La droite a un ADN économique, libéral, de rigueur budgétaire et d’attachement aussi au projet européen. Ce sont nos marqueurs. Or, la droite est forte quand elle est capable de mettre un vrai projet sur la table. Et c’est ça qui se joue aujourd’hui d’ailleurs. On peut être ferme et droit dans nos convictions sans être extrême.
Vous parlez de demande. Or, les sympathisants LR ne souhaitent-ils pas cette union, comme le laisserait penser un récent sondage publié par « Valeurs actuelles » ?
Je pense surtout qu’on a oublié de montrer nos différences à nos électeurs. Ils n’attendent pas un programme étatiste et russophile comme celui de Marine Le Pen. Je rappelle que le programme économique du RN en 2024 a été chiffré par l’Institut Montaigne à 85 milliards d’euros. C’est diamétralement opposé à ce que nous proposons. Sur l’Europe, après avoir voulu la quitter, [les lepénistes] veulent la saborder en coupant les contributions nationales et je ne parle pas de leurs ambiguïtés sur Vladimir Poutine. Sur la question de l’assistanat, on doit intensifier ce combat d’idées face au RN. Voilà un parti qui cherche à capter la voix du boulanger et de l’artisan, mais aussi de celui qui refuse de travailler. C’est pour cela qu’ils ont voté contre les quinze heures d’activités pour les personnes au RSA. Nous avons été trop faibles ces dernières années à montrer leurs incohérences. Leurs masques doivent tomber.

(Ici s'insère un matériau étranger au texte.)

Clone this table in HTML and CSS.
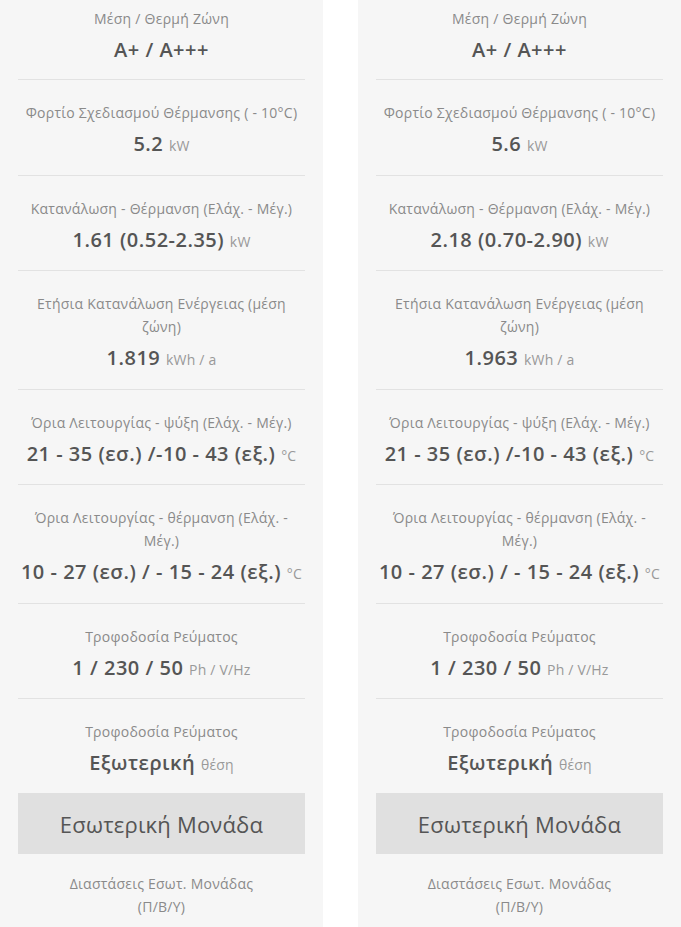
FILE: index.html
```html
<!DOCTYPE html>
<html lang="el">
<head>
<meta charset="utf-8">
<title>Specs</title>
<link rel="stylesheet" href="styles.css">
</head>
<body>
<div class="compare">
  <div class="col">
    <div class="item first"><div class="label">Μέση / Θερμή Ζώνη</div><div class="value">A+ / A+++</div></div>
    <div class="item"><div class="label">Φορτίο Σχεδιασμού Θέρμανσης ( - 10°C)</div><div class="value">5.2 <span class="unit">kW</span></div></div>
    <div class="item"><div class="label">Κατανάλωση - Θέρμανση (Ελάχ. - Μέγ.)</div><div class="value">1.61 (0.52-2.35) <span class="unit">kW</span></div></div>
    <div class="item"><div class="label">Ετήσια Κατανάλωση Ενέργειας (μέση ζώνη)</div><div class="value">1.819 <span class="unit">kWh / a</span></div></div>
    <div class="item"><div class="label">Όρια Λειτουργίας - ψύξη (Ελάχ. - Μέγ.)</div><div class="value">21 - 35 (εσ.) /-10 - 43 (εξ.) <span class="unit">°C</span></div></div>
    <div class="item"><div class="label">Όρια Λειτουργίας - θέρμανση (Ελάχ. - Μέγ.)</div><div class="value">10 - 27 (εσ.) / - 15 - 24 (εξ.) <span class="unit">°C</span></div></div>
    <div class="item"><div class="label">Τροφοδοσία Ρεύματος</div><div class="value">1 / 230 / 50 <span class="unit">Ph / V/Hz</span></div></div>
    <div class="item last"><div class="label">Τροφοδοσία Ρεύματος</div><div class="value">Εξωτερική <span class="unit">θέση</span></div></div>
    <div class="section">Εσωτερική Μονάδα</div>
    <div class="item sub"><div class="label narrow">Διαστάσεις Εσωτ. Μονάδας (Π/Β/Υ)</div></div>
  </div>
  <div class="col">
    <div class="item first"><div class="label">Μέση / Θερμή Ζώνη</div><div class="value">A+ / A+++</div></div>
    <div class="item"><div class="label">Φορτίο Σχεδιασμού Θέρμανσης ( - 10°C)</div><div class="value">5.6 <span class="unit">kW</span></div></div>
    <div class="item"><div class="label">Κατανάλωση - Θέρμανση (Ελάχ. - Μέγ.)</div><div class="value">2.18 (0.70-2.90) <span class="unit">kW</span></div></div>
    <div class="item"><div class="label">Ετήσια Κατανάλωση Ενέργειας (μέση ζώνη)</div><div class="value">1.963 <span class="unit">kWh / a</span></div></div>
    <div class="item"><div class="label">Όρια Λειτουργίας - ψύξη (Ελάχ. - Μέγ.)</div><div class="value">21 - 35 (εσ.) /-10 - 43 (εξ.) <span class="unit">°C</span></div></div>
    <div class="item"><div class="label">Όρια Λειτουργίας - θέρμανση (Ελάχ. - Μέγ.)</div><div class="value">10 - 27 (εσ.) / - 15 - 24 (εξ.) <span class="unit">°C</span></div></div>
    <div class="item"><div class="label">Τροφοδοσία Ρεύματος</div><div class="value">1 / 230 / 50 <span class="unit">Ph / V/Hz</span></div></div>
    <div class="item last"><div class="label">Τροφοδοσία Ρεύματος</div><div class="value">Εξωτερική <span class="unit">θέση</span></div></div>
    <div class="section">Εσωτερική Μονάδα</div>
    <div class="item sub"><div class="label narrow">Διαστάσεις Εσωτ. Μονάδας (Π/Β/Υ)</div></div>
  </div>
</div>
</body>
</html>
```
FILE: styles.css
```css
html, body {
  margin: 0;
  padding: 0;
  background: #fff;
  font-family: "Open Sans", "Noto Sans", sans-serif;
}
.compare {
  display: flex;
  gap: 35px;
  width: 681px;
  height: 927px;
  overflow: hidden;
}
.col {
  width: 323px;
  flex: none;
  background: #f6f6f6;
  padding: 0 18px;
  box-sizing: border-box;
}
.item {
  padding: 21px 0 16.5px;
  border-bottom: 1px solid #e2e2e2;
  text-align: center;
}
.item.first {
  padding-top: 7px;
  padding-bottom: 15px;
}
.item.last {
  border-bottom: none;
  padding-bottom: 16px;
}
.item.sub {
  border-bottom: none;
  padding-top: 18px;
}
.label {
  font-size: 14px;
  line-height: 23px;
  letter-spacing: 0.25px;
  color: #8a8a8a;
}
.label.narrow {
  padding: 0 40px;
}
.value {
  margin: 6px -6px 0;
  font-size: 20px;
  line-height: 28px;
  letter-spacing: 0.5px;
  font-weight: 600;
  color: #555;
  white-space: nowrap;
}
.unit {
  font-size: 14px;
  line-height: 1;
  font-weight: 400;
  letter-spacing: 0.2px;
  color: #999;
}
.section {
  background: #e0e0e0;
  height: 61px;
  display: flex;
  align-items: center;
  justify-content: center;
  font-size: 22px;
  letter-spacing: 0.2px;
  color: #555;
}
```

Pourquoi les LR ne rappellent-ils pas davantage qu’ils n’ont pas les mêmes valeurs et la même histoire ?
Pour moi, il ne s’agit pas d’un discours ringard. Ces gens-là [au RN] n’ont pas complètement tourné le dos à leur histoire. La preuve en est les candidats qu’ils ont investis lors des dernières législatives [de 2024]. Certains ont montré que les questions du rejet de l’autre, du racisme et des atteintes à la République n’étaient pas éloignées des considérations du RN. Mais notre enjeu dans le débat public, ce n’est pas de dénoncer les personnes, c’est de dénoncer les idées de ces personnes-là et de mettre en valeur les nôtres.
Ne vous sentez-vous pas un peu seul à porter ce discours chez LR ?
Non. Le président du Sénat, Gérard Larcher, est sur cette ligne. [L’ex-premier ministre] Michel Barnier est très clair sur la question comme le sont aussi Valérie Pécresse ou Xavier Bertrand [présidents des régions Ile-de-France et Hauts-de-France]. On est nombreux à porter ce message, y compris à l’Assemblée nationale, à dire que ce sujet doit être tranché au nom d’une clarification indispensable.
Le message n’a pas été très clair lors de la récente législative partielle dans le Tarn-et-Garonne. Certains LR ont appelé à voter pour le candidat UDR-RN contre sa rivale socialiste…
La ligne du parti depuis dix ans, c’est le credo des républicains modérés sous la IIIe République : « ni réaction ni révolution ». Cette ligne-là doit être complète. Quand on dit : « Pas une voix ne doit aller à la gauche », on doit aussi entendre ce que l’on disait déjà en 2012 : « Chacun doit comprendre que nous ne voterons jamais pour le Front national. » Cela doit être clair dans nos expressions publiques au nom du parti.
Quand votre président, Bruno Retailleau, dit « Pas une voix pour la gauche » dans le Tarn-et-Garonne, ne déroge-t-il pas à cette ligne ?
Lorsqu’on lui pose la question sur l’union des droites, il répond que la politique c’est la droiture, de la conviction et que c’est non. J’ai confiance en Bruno Retailleau pour toujours dire non comme il l’a fait 2024 et le fera encore à l’avenir.